There’s subtle humor in Takahashi getting quietly flustered as he tries to smooth things over with talk of the economic boon to the community of the new shops and businesses sure to be drawn to what will become a tourist hotspot for Tokyoites seeking a back-to-nature escape with upscale comforts. Those words reassure precisely no one in the room, ending the meeting on a tense note.

In the scenes that follow, Hamaguchi flips the viewpoint to Mayuzumi, who is genuinely embarrassed by their lack of preparation, and Takahashi, who’s somewhat chastened though maybe still cocky enough to think there’s a quick fix. After a frustrating Zoom meeting with their unconcerned boss (Yoshinori Miyata), they are sent back with a gift of alcohol and the offer of a caretaker position for odd-job guy Takumi, whom they have been told is an expert on the area.

That car journey back to the village, gives Hamaguchi time to humanize the two bantering agents, who are in way over their heads. Some of the scenes that follow are low-key hilarious as they call on Takumi and then stick around after lunch, offering to help out. Their cluelessness is endearing, with poignancy quietly surfacing as the outsiders respond to the serenity and gentle pace of the place and the rewards of pitching in on simple chores.

But the balance has already been upset. Before anyone gets too cozy, Hamaguchi suddenly pulls the dramatic rug out from under us with a crisis that unites the entire village and sparks an unforeseen reaction in stoical Takumi. That leads to one of the most WTF? endings in recent memory, a legitimate puzzler that will frustrate or maybe even infuriate as many audience members as it intrigues and challenges.

Whether by accident or design, the Venice Film Festival’s choice to press-screen the film the night before its public premiere seems like a genius strategy. I woke up this morning with that concluding scene still playing on a loop in my head, mulling the possible interpretations in what seems a collision of disturbing dream and reality. Either way, this is a movie that holds you tight in its grip right up to those jaw-dropping final moments.

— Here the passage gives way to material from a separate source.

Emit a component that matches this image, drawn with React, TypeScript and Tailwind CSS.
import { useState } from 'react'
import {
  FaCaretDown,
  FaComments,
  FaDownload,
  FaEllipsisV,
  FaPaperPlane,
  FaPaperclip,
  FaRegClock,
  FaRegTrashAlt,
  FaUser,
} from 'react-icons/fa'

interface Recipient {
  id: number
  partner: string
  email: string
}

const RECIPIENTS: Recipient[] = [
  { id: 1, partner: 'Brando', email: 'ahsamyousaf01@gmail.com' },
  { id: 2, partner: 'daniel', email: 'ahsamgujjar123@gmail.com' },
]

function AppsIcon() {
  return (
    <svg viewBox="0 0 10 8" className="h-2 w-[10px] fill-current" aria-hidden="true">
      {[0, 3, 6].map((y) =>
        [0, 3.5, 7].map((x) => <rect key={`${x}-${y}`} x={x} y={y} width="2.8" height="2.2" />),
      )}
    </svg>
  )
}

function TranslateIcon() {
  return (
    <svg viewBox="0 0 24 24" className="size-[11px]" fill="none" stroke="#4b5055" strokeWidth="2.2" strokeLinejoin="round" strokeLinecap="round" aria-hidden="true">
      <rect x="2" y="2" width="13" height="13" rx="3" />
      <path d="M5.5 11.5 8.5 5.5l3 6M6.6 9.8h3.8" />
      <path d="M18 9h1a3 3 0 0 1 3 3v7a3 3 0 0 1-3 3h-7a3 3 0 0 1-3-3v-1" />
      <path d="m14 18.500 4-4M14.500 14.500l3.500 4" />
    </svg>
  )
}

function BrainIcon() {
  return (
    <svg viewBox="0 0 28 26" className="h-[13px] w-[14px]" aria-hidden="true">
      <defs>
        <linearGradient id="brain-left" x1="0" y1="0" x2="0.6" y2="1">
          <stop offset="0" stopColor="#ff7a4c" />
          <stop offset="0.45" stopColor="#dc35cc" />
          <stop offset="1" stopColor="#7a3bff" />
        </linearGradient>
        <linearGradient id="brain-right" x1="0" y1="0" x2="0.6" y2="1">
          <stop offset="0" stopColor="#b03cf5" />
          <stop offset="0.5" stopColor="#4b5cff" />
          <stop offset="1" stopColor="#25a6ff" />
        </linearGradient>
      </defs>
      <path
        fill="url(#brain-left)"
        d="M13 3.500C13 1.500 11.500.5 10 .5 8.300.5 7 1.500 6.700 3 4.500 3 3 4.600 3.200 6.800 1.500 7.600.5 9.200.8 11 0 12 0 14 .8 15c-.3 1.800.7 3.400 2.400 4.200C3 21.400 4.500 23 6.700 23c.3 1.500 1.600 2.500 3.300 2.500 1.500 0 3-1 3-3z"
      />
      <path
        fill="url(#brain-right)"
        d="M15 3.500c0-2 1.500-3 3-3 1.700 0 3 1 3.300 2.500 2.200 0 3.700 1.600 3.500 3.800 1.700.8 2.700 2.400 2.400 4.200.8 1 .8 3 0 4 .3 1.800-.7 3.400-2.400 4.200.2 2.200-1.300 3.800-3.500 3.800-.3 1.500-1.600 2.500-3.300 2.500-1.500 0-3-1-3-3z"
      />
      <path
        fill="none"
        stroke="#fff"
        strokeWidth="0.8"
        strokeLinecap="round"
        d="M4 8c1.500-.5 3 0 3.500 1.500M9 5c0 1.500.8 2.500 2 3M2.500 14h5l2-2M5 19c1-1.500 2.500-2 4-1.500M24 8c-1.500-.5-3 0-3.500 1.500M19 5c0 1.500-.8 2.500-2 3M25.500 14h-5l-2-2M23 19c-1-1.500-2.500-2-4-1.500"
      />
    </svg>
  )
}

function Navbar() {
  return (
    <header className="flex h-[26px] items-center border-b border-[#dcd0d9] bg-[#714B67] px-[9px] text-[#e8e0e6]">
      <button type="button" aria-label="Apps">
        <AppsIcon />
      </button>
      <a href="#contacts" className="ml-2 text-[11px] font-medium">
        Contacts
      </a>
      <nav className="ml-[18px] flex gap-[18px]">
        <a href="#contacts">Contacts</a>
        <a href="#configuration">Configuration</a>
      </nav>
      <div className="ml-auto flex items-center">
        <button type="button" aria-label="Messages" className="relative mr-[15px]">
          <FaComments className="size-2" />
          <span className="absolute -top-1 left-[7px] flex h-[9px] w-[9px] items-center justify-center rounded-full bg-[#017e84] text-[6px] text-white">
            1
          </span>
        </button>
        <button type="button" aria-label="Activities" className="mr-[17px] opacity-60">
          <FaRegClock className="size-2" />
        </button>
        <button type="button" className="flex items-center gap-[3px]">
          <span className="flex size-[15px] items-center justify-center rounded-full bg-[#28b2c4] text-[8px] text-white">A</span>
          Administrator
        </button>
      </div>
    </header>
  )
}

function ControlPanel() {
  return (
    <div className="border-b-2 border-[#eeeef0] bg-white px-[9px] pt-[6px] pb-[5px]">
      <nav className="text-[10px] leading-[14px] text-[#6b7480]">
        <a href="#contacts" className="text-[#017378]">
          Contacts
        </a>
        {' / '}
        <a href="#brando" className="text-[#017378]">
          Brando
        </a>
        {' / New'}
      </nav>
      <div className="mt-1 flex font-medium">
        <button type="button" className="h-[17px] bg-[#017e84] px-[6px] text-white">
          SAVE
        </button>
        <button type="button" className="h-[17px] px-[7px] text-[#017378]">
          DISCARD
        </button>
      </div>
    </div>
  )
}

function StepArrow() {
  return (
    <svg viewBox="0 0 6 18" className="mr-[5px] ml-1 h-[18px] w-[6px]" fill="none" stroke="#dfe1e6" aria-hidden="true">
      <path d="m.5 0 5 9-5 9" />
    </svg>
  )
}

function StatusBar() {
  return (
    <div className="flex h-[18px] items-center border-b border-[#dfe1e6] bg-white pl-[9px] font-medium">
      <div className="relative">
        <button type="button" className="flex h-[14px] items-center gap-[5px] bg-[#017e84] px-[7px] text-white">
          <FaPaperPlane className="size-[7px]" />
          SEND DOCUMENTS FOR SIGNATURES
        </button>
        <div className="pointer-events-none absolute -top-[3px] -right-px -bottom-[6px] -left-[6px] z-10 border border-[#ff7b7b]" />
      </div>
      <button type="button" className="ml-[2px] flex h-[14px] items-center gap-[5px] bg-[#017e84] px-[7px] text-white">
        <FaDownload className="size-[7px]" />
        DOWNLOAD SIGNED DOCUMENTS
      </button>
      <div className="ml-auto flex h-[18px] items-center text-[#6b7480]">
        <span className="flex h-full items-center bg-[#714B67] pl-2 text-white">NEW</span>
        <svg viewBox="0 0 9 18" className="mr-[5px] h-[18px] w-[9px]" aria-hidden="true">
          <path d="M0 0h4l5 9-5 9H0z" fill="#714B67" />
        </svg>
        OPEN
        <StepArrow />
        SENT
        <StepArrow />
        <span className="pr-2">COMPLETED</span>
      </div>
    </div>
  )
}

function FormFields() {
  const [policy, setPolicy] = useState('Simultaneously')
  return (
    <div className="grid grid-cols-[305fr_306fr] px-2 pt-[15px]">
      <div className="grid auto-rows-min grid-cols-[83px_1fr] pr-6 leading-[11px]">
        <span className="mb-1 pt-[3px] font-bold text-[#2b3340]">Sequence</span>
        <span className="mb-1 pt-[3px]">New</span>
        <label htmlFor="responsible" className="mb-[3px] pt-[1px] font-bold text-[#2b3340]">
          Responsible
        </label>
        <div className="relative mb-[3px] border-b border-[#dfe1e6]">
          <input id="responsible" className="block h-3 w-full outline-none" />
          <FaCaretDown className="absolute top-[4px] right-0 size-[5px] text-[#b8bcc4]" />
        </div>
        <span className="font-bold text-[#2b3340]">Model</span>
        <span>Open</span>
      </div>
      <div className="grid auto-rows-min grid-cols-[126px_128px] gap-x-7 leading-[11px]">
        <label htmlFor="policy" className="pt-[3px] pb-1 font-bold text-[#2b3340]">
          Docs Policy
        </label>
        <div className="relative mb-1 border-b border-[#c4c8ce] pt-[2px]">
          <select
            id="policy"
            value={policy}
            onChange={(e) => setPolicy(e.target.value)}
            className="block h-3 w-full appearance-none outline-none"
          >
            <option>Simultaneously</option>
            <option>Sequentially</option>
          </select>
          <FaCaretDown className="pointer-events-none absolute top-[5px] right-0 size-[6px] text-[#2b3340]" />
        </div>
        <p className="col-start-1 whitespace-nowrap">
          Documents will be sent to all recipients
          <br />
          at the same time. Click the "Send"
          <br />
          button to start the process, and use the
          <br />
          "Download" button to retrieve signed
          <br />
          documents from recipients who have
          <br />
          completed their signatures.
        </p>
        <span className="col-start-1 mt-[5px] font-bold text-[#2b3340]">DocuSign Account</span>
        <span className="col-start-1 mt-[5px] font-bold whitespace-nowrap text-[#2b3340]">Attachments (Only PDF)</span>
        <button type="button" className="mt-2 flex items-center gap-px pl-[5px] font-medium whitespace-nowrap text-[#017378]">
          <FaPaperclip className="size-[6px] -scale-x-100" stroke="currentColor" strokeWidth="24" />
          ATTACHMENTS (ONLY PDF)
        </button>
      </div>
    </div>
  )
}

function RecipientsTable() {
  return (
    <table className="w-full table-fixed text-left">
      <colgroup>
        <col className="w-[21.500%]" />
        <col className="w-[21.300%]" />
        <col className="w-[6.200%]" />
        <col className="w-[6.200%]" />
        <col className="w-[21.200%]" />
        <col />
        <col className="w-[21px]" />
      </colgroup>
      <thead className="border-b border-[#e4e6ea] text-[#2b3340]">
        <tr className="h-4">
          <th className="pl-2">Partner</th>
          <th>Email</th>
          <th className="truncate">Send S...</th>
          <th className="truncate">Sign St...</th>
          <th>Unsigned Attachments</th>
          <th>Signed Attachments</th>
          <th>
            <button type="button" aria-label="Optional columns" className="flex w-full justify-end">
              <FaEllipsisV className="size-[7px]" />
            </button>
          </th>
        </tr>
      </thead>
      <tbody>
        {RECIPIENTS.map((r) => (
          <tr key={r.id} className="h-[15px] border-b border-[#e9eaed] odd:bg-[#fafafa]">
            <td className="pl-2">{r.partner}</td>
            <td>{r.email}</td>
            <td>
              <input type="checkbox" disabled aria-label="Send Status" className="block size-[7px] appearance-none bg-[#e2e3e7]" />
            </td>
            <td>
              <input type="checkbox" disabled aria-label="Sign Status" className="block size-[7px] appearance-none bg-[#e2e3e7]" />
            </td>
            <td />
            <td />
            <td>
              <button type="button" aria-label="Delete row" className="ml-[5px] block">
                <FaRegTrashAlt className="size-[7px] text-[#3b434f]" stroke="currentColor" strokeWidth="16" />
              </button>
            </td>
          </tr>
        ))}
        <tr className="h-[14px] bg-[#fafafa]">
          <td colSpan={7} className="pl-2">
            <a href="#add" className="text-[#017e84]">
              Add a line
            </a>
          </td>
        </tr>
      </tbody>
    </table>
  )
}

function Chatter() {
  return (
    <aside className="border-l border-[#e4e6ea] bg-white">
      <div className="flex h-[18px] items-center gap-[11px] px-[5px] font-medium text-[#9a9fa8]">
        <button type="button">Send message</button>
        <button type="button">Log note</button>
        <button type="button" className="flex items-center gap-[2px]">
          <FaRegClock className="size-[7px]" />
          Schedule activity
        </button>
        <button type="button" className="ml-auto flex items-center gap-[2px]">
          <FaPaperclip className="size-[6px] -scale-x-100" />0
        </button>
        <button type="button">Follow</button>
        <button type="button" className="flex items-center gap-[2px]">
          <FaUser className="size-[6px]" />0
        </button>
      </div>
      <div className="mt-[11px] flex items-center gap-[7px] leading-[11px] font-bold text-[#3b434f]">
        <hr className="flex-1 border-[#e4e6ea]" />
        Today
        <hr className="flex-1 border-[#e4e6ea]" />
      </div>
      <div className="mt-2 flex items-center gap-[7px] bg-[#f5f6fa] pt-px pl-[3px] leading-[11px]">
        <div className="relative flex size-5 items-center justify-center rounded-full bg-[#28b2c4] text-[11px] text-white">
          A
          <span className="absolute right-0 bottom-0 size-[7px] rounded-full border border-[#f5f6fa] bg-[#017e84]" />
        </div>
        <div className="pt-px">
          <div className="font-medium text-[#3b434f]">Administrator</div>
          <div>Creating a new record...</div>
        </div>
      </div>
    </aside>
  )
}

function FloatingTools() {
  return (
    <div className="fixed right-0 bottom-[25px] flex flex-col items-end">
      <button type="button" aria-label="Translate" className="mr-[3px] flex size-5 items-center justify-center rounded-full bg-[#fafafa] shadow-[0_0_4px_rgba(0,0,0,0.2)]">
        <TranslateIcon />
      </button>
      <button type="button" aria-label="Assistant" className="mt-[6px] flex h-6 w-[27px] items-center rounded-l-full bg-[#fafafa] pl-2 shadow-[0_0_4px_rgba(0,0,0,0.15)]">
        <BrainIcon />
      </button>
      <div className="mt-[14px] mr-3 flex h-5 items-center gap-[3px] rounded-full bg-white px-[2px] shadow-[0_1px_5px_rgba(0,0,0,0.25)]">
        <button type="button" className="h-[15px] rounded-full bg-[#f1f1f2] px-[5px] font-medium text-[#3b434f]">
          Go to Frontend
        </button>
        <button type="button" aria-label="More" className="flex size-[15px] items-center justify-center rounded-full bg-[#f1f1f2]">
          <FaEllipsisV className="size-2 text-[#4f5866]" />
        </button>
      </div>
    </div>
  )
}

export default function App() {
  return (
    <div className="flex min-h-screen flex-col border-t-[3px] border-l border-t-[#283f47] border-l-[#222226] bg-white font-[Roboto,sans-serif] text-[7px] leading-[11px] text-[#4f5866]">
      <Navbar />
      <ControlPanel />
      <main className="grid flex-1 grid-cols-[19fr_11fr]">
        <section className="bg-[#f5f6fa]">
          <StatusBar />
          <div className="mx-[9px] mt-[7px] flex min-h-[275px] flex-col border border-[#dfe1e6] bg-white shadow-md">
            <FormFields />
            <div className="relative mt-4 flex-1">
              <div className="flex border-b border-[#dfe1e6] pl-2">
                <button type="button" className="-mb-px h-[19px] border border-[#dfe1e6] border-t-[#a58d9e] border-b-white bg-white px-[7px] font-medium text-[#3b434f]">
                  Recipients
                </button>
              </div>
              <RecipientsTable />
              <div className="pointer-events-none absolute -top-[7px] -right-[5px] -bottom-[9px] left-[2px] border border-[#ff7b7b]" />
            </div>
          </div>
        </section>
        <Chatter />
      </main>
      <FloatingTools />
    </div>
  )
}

The ensemble (including some nonprofessional locals) is fully convincing as a tight-knit community, while Kosaka and Shibutani both have illuminating arcs as the hapless interlopers, their initial detachment dissolving with each new insight into these strangers and the very different quotidian demands of their lives. Hamaguchi is an expert at molding interactions among groups of dissimilar people, and the shifting dynamic at the briefing here recalls some of the terrific rehearsal scenes in Drive My Car.

The surprise of the cast is that Omika is not an actor but was on the crew of Hamaguchi’s Wheel of Fortune and Fantasy. A strong, grounded presence, he makes Takumi a caring if forgetful father and a tireless worker, with perhaps a tinge of sorrow connected to the unexplained absence or loss of Hana’s mother, seen in photographs around the house. His darkening demeanor in the final act is truly unsettling.

Kiyagawa keeps the camerawork loose and fluid, with a rough-edged feel that suits the environment, and Ishibashi’s ever-changing score, with its abrupt cutoffs, works in sync with Hamaguchi’s radical shifts in perspective and tone. Evil Does Not Exist may not have the staggering emotional force of Drive My Car, but as a penetrating study of character and milieu, it’s the work of a mature and enormously talented filmmaker not afraid to take chances.